Soñaba con tener tertulia en Colón, con ir en coche a Palermo, hacerse vestir por Bonás o Fabre, ser socio de los dos clubs, el Plata y el Progreso, de este último sobre todo, cuyo acceso era mirado por él como el honor más encumbrado, como la meta de las humanas grandezas, y frente al cual, al retirarse a su casa de Colón, solía pasar en noches de baile, contemplando desde abajo la casa bañada en luz, como contemplaba las uvas el zorro de la fábula.
¡Oh, si pudiera, si de algún modo llegara a conseguir, si alguno de sus condiscípulos quisiera encargarse de presentarlo, de apadrinarlo, de empeñarse en su favor!...
¡Pero cómo, siendo quien era, iba a atreverse él, con el padre que había tenido, con la madre, una italiana de lo último, una vieja lavandera!

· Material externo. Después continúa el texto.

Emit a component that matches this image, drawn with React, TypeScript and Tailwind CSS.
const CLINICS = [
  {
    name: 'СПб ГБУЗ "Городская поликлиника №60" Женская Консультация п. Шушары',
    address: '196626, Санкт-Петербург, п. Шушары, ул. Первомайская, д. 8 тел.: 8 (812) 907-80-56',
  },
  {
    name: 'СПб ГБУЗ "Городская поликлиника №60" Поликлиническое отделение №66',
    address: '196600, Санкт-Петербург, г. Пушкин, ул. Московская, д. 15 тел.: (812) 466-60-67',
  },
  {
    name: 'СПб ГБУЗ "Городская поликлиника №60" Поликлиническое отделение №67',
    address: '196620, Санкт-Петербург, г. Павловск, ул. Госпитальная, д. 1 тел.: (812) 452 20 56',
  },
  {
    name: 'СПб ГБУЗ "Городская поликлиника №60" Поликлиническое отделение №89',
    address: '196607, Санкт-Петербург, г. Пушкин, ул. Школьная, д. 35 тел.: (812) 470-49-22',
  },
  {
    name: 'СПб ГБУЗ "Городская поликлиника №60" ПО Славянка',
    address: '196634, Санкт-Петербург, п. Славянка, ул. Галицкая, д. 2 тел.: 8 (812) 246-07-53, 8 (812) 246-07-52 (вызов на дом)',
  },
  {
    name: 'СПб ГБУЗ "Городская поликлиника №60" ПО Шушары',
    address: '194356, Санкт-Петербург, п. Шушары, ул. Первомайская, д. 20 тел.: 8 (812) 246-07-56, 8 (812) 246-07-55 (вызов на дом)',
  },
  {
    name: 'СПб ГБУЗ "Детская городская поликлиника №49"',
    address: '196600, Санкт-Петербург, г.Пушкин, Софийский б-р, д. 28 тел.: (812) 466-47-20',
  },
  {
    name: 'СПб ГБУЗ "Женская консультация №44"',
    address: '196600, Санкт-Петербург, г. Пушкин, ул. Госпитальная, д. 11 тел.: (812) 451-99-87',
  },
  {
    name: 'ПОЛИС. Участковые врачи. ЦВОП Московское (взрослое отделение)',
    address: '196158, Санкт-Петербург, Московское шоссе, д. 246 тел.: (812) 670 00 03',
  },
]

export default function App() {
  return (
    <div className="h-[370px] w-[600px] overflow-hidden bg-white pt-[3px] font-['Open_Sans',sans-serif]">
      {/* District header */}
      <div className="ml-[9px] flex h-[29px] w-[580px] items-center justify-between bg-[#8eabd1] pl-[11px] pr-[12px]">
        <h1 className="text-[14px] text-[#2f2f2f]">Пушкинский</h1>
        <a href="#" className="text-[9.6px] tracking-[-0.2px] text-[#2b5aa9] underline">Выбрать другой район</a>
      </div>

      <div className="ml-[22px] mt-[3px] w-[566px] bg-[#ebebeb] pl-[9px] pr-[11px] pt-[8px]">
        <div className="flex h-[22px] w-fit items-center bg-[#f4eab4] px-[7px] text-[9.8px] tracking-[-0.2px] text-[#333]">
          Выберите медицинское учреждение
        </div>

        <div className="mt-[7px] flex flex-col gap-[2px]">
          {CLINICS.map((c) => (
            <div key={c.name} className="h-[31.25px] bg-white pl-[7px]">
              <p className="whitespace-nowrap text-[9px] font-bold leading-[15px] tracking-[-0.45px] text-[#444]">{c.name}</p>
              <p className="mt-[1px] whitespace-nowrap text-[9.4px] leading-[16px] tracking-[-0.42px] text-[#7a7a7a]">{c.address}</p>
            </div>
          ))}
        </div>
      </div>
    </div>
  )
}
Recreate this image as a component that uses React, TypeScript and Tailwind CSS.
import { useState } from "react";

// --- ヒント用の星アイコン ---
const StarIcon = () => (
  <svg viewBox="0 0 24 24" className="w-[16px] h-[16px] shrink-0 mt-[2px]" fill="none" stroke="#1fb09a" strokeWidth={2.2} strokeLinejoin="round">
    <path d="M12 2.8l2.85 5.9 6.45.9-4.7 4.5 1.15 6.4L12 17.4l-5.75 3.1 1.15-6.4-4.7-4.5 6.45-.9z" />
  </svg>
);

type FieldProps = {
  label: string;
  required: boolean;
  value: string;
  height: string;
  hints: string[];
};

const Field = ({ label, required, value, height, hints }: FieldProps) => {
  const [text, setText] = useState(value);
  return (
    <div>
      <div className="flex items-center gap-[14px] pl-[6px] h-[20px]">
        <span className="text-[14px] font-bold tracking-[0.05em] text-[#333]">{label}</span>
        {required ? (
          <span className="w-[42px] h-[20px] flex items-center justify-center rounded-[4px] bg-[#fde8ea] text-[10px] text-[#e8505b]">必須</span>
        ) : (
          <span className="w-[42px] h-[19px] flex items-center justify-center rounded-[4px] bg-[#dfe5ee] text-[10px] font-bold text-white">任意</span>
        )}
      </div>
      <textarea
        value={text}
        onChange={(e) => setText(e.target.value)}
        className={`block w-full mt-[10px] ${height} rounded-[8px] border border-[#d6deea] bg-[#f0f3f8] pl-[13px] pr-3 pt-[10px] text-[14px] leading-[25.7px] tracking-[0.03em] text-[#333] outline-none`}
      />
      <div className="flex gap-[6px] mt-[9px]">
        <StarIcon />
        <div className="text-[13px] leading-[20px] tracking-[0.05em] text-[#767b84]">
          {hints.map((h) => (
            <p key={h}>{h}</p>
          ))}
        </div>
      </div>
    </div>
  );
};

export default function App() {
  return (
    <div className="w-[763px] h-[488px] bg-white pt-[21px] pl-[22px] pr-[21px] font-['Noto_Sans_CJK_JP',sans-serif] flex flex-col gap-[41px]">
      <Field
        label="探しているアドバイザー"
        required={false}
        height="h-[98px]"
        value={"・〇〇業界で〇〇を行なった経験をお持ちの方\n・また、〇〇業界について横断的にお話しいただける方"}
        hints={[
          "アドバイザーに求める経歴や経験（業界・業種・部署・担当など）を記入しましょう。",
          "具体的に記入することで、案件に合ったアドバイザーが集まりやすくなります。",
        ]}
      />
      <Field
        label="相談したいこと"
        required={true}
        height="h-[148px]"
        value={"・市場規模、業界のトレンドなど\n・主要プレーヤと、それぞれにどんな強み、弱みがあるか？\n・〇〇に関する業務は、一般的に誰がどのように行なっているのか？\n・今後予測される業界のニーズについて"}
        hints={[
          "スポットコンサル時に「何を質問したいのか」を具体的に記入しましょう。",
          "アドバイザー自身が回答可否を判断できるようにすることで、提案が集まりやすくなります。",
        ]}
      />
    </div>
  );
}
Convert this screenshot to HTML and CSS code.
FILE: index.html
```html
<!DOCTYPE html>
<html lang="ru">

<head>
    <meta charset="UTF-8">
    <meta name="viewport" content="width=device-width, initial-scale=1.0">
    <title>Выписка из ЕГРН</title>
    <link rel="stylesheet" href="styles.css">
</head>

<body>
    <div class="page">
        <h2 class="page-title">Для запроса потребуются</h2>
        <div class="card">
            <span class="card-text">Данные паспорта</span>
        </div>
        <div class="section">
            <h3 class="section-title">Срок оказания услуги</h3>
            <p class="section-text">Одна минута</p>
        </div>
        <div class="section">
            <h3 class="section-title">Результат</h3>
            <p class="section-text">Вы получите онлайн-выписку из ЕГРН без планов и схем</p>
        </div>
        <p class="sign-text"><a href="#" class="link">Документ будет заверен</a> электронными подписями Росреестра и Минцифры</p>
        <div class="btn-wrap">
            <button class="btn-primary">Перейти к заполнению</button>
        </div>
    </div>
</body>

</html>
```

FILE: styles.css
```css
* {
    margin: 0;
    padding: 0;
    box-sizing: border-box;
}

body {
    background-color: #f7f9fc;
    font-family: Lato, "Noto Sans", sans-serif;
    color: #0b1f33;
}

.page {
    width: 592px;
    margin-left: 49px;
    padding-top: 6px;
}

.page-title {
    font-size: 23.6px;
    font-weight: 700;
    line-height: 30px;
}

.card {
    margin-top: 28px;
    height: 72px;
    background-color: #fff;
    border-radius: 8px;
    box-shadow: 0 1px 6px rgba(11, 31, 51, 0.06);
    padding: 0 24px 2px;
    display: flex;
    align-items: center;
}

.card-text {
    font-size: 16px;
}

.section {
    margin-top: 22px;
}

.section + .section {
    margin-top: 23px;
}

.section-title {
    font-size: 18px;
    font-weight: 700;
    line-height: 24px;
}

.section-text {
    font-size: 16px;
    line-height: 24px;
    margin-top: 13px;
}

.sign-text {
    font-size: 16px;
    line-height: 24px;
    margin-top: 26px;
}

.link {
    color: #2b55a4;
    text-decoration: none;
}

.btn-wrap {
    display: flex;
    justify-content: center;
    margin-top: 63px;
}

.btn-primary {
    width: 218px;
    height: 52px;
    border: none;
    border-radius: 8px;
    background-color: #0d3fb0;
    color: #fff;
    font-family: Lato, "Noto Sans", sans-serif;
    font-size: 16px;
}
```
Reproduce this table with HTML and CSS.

No era juguete, era serio, era peludo el negocio ese. Había de socios, según decían, una punta de camastrones, unitarios orgullosos y retrógrados que manejaban los títeres y no entendían de chicas, que le espulgaban la vida a uno y le sacudían, sin más ni más, por quítame allá esas pajas, cada bolilla negra que cantaba el credo.
¡Su padre... menos mal ése, se había muerto y de los muertos nadie se acordaba; pero su madre viva y a su lado, estando con él, era una broma, un clavo, adónde iría él que no lo vieran, que no supieran, que no le hiciese caer la cara de vergüenza con la facha que tenía, con sus caravanas de oro y su peinado de rodetes!
Una idea fija, pertinaz, un único pensamiento desde entonces lo ocupó, llenó su mente; verse libre, deshacerse de ella: la enfermedad de la pobre vieja fue el pretexto:
-Está siempre padeciendo ahí mamá usted, con esa tos maldita que no le da descanso. ¿Por qué no se resuelve y hace un viaje a Italia? El aire del mar le había de sentar, ve a su familia, se queda allá unos meses con ella y después vuelve; yo la espero.
Se rehusó, protestó en un principio la infeliz:
-¿A Italia yo... dejarte a ti, mi hijito, irme tan lejos enferma y sola... estás loco, muchacho... y si me muero y si no te vuelvo a ver?...
Si se hubiese mostrado dispuesto a acompañarla él... todavía, fuera otra cosa así... no decía que no, lo pensaría y consiguiendo dejar alquilada la casita y arreglando previamente sus cosas, su platita...
Pero no podía Genaro, no había ni qué pensar en eso, se lo impedían sus estudios, sus tareas, era cuestión para él nada menos que de su porvenir, de su carrera.
Al fin llorosa y triste, profundamente afectada, pero incapaz de oponer una seria resistencia, al ascendiente, al absoluto dominio que, en su cariño infinito de madre, inconscientemente había dejado que ejerciese sobre su ánimo Genaro, concluyó por ceder y resignarse.
Bien sabía, bien lo comprendía que era de balde todo, que su mal no tenía cura. ¡Pero cómo decirle que no al pobrecito!... Lo hacía por ella, por su bien, porque veía que no le daba alivio la enfermedad.
¡Cuánto y cuánto debía quererla su Genaro cuando así se conformaba con separarse de ella!